7. La SCI fait grief à l'arrêt de la condamner à verser à la banque la somme de 5 281 951 francs CFP, d'ordonner la mainlevée du compte séquestre à hauteur de la somme de 3 118 049 francs CFP au profit de la banque et de rejeter sa demande de dommages et intérêts, alors « que le garant d'achèvement d'une construction vendue en l'état futur d'achèvement qui achève ou fait achever en les payant les travaux abandonnés par le constructeur défaillant, n'est fondé à exiger des acquéreurs que le paiement du solde du prix de vente encore éventuellement dû par ces derniers ; que la société Carolive ayant démontré l'existence d'un accord intervenu avec le représentant du promoteur les 5 juillet et 2 août 2007 selon lequel seront à déduire du solde du prix, divers travaux réalisés par l'acquéreur, c'est à la Banque Socredo qu'il appartenait de démontrer avoir néanmoins financé l'exécution de ces travaux dans le cadre de la garantie d'achèvement ; qu'en énonçant qu'il ne résulterait pas du document en date des 5 juillet et 2 août 2007 que les travaux mentionnés pour un prix de 3 181 951 FCP n'ont pas été en définitive réalisés dans le cadre de la garantie d'achèvement et qu'ils ont été pris en charge par les acquéreurs directement, la cour d'appel a renversé la charge de la preuve, en violation de l'article 1315 du code civil dans sa rédaction antérieure à l'ordonnance du 10 février 2016. »

Réponse de la Cour

Vu l'article R. 261-21 du code de la construction et de l'habitation, dans sa rédaction applicable au litige, et l'article 1315, devenu 1353, du code civil :

8. Il est jugé, au visa du premier de ces textes, que le garant d'achèvement d'une construction vendue en l'état futur d'achèvement, qui achève ou fait achever en les payant, les travaux abandonnés par le constructeur défaillant, est seul fondé à exiger de l'acquéreur le solde du paiement du prix de vente (3e Civ., 7 novembre 2007, pourvoi n° 05-15.515, Bull. 2007, III, n° 191).

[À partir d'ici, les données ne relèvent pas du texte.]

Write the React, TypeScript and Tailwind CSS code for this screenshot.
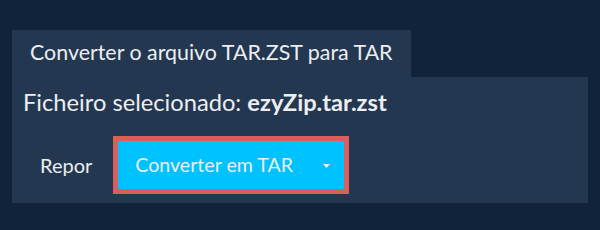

9. La créance du garant sur le prix de vente encore détenu par les acquéreurs étant la contrepartie de la mise en oeuvre de la garantie, elle est limitée à la part du prix correspondant aux ouvrages financés par le garant.

10. Selon le second de ces textes, celui qui réclame l'exécution d'une obligation doit la prouver.

11. Il appartient, dès lors, au garant qui réclame le paiement, par l'acquéreur, du solde du prix de vente, de prouver que ce solde est la contrepartie de travaux qu'il a financés pour parvenir à l'achèvement de l'ouvrage.

12. Pour condamner la SCI à payer l'intégralité du solde du prix de vente, l'arrêt retient que, s'il résulte du protocole des 5 juillet et 2 août 2007 que les travaux qui y sont mentionnés n'ont pas été pris en charge par le vendeur en juillet 2007, il n'est pas établi qu'ils n'ont pas été réalisés en exécution de la garantie d'achèvement et qu'ils ont été pris en charge par les acquéreurs directement.

13. En statuant ainsi, alors qu'il appartenait au garant de prouver qu'il avait financé la réalisation des ouvrages correspondant au solde du prix qu'il réclamait, la cour d'appel, qui a inversé la charge de la preuve de l'obligation, a violé les textes susvisés.

Portée et conséquences de la cassation

14. La violation des règles de preuve ne portant que sur une obligation d'un montant de 3 181 951 francs CFP, la cassation peut se limiter à la condamnation de la SCI à verser à la banque la somme de 5 281 951 francs CFP sans atteindre la disposition ordonnant la mainlevée du compte séquestre de la somme de 3 118 049 francs CFP.

15. La cassation n'atteint pas, par ailleurs, le rejet de la demande de dommages et intérêts formée par la SCI contre la banque, dès lors que les motifs critiqués ne sont pas le soutien de cette décision.

PAR CES MOTIFS, et sans qu'il y ait lieu de statuer sur l'autre grief, la Cour :

CASSE ET ANNULE, mais seulement en ce qu'il condamne la société civile immobilière Carolive à verser à la société Banque Socredo la somme de 5 281 951 francs CFP sur le compte centralisateur numéro [XXXXXXXXXX02] ouvert dans ses livres, l'arrêt rendu le 25 novembre 2021, entre les parties, par la cour d'appel de Papeete ;

Remet, sur ce point, l'affaire et les parties dans l'état où elles se trouvaient avant cet arrêt et les renvoie devant la cour d'appel de Papeete, autrement composée ;

Condamne la société Banque Socredo aux dépens ;

En application de l'article 700 du code de procédure civile, rejette la demande de la société Banque Socredo et la condamne à payer à la société civile immobilière Carolive la somme de 3 000 euros et rejette les autres demandes ;

Dit que sur les diligences du procureur général près la Cour de cassation, le présent arrêt sera transmis pour être transcrit en marge ou à la suite de l'arrêt partiellement cassé ;

Ainsi fait et jugé par la Cour de cassation, troisième chambre civile, et prononcé par le président en son audience publique du onze mai deux mille vingt-trois.